Imagem ilustrativa da imagem A minha máquina do tempo
| Foto: Arquivo Pessoal



Há muito tempo a velha mala estava fechada em um canto do meu escritório. Apesar dos insistentes pedidos da Rosângela, eu hesitava em abri-la; em parte, por saber que lá de dentro sairiam lembranças muito fortes. Poucos dias atrás, porém, acordei resoluto e finalmente atendi ao pedido de minha amada.

E fiz bem!

Malas lembram viagens. Ocorre que as viagens, quase sempre, são externas, e realizadas no espaço. A viagem desta mala é diferente: ela percorre as estradas do tempo e tem dirige-se ao interior, não do país, mas da memória.

Dentro de plástico, há uma pequena folha dobrada em que se lê: "Cabelinhos da Maria Fernanda". Ali, minha mãe conservou a primeira mecha de cabelos de minha irmã, nascida no dia da geada. Bem ao lado, estão os sapatinhos brancos que usei no dia de meu batismo, 17 de janeiro de 1971.

Os óculos de leitura do meu pai fazem-me voltar à primeira cena que carrego na memória: meu pai, sentado na poltrona da sala, lê um livro em nosso pequeno apartamento da Alameda Barão de Limeira. Em breve, seriam dez horas, e ele me colocaria para dormir no bicama listrado da sala. Dez horas, o horário em que passava o "anjinho do sonho", anotando com um x o nome das crianças que ainda estavam acordadas.

Em um canto da mala, esquecida por muitos e muitos anos, está a sacolinha verde em que minha mãe bordou as minhas iniciais (P. A., de Paulo Antônio). Lembro-me claramente que levei esta sacolinha em meu primeiro dia de aula no pré-primário, em 1976, na Casa Pia São Vicente de Paulo.

Meu pai gostava de fazer listas: de leituras, de despesas, de piadas, de compromissos, de filmes da locadora (já vistos e por ver), de frases inteligentes e engraçadas... Era, talvez, o mais rigoroso e honesto pagador de impostos já encontrado em nosso país. Daí porque ficasse tão escandalizado com a corrupção e a roubalheira que viu em seus últimos anos de vida.


O caderno de músicas de minha mãe tem o repertório do coral em que ele cantou por muitos anos, em Araçatuba.
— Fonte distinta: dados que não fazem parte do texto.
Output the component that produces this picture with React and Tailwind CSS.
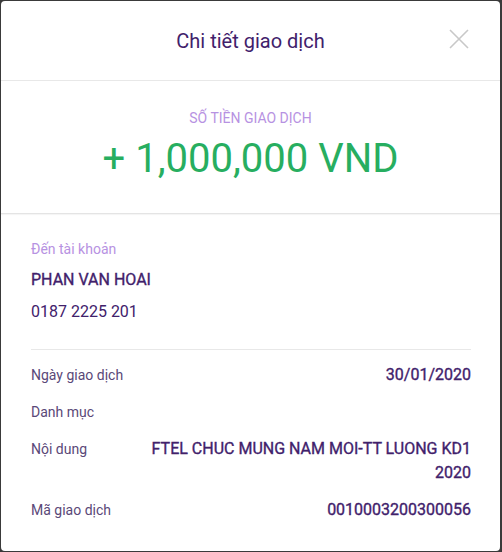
import React from 'react';

const DETAILS = [
  { label: 'Ngày giao dịch', value: '30/01/2020' },
  { label: 'Danh mục', value: '' },
  { label: 'Nội dung', value: 'FTEL CHUC MUNG NAM MOI-TT LUONG KD1 2020' },
  { label: 'Mã giao dịch', value: '0010003200300056' },
];

function CloseIcon() {
  return (
    <svg width="20" height="20" viewBox="0 0 20 20" fill="none" stroke="#c8c8c8" strokeWidth="1.6">
      <path d="M1 1 L19 19 M19 1 L1 19" />
    </svg>
  );
}

export default function App() {
  return (
    <div className="h-[552px] bg-[#3a3a3a] pt-px pl-px pr-[2px] pb-px font-['Roboto',sans-serif]">
      <div className="h-full rounded-[4px] bg-white overflow-hidden">
        {/* Header */}
        <div className="relative flex h-[80px] items-center justify-center border-b border-[#e8e8e8]">
          <h2 className="text-[20px] leading-[24px] text-[#41216b]">Chi tiết giao dịch</h2>
          <button className="absolute right-[31px] top-[28px]">
            <CloseIcon />
          </button>
        </div>

        {/* Amount */}
        <div className="flex flex-col items-center border-b border-[#e4e4e4] shadow-[0_1px_1px_rgba(0,0,0,0.04)] pt-[29px] pb-[30px]">
          <p className="text-[14px] leading-[16px] text-[#b792e2]">SỐ TIỀN GIAO DỊCH</p>
          <p className="mt-[9px] text-[40px] leading-[48px] text-[#27ae60]">+ 1,000,000 VND</p>
        </div>

        {/* Account + details */}
        <div className="pl-[30px] pr-[29px]">
          <div className="border-b border-[#e8e8e8] pt-[25px] pb-[25px]">
            <p className="text-[14px] leading-[20px] text-[#b792e2]">Đến tài khoản</p>
            <p className="mt-[9px] text-[16px] leading-[24px] text-[#41216b] [-webkit-text-stroke:0.35px_#41216b]">PHAN VAN HOAI</p>
            <p className="mt-[8px] text-[16px] leading-[24px] text-[#41216b]">0187 2225 201</p>
          </div>

          <div className="flex flex-col gap-[13px] pt-[13px]">
            {DETAILS.map((row) => (
              <div key={row.label} className="flex items-start">
                <span className="w-[110px] shrink-0 text-[14px] leading-[24px] text-[#5a4878]">{row.label}</span>
                <span className="flex-1 text-right text-[16px] leading-[24px] text-[#41216b] [-webkit-text-stroke:0.35px_#41216b]">
                  {row.value}
                </span>
              </div>
            ))}
          </div>
        </div>
      </div>
    </div>
  );
}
Sua voz de soprano era inconfundível. Em 1986, Aracy ganhou um concurso de canto no Araçatuba Clube, interpretando "Ouça", de Maysa; o prêmio foi uma viagem de navio com meu pai. Às vezes eu penso que eles vão voltar desse cruzeiro.


Os documentos antigos... Os diplomas da universidade... Meus boletins do colégio... O martelo do meu avô, veterano da Revolução de 32... O jornal "O Labor", de Mirandópolis, edição de 10 de agosto de 1975... Todos esses objetos são pequenas estações de uma viagem no tempo. Mas o que mais encantou, no meio de tudo, foi encontrar essa foto de meu pai, comemorando alguma coisa com os amigos da Faculdade de Direito do Largo São Francisco, em 1965 ou 66.

Meu pai é o único de chapéu. Ele sorri.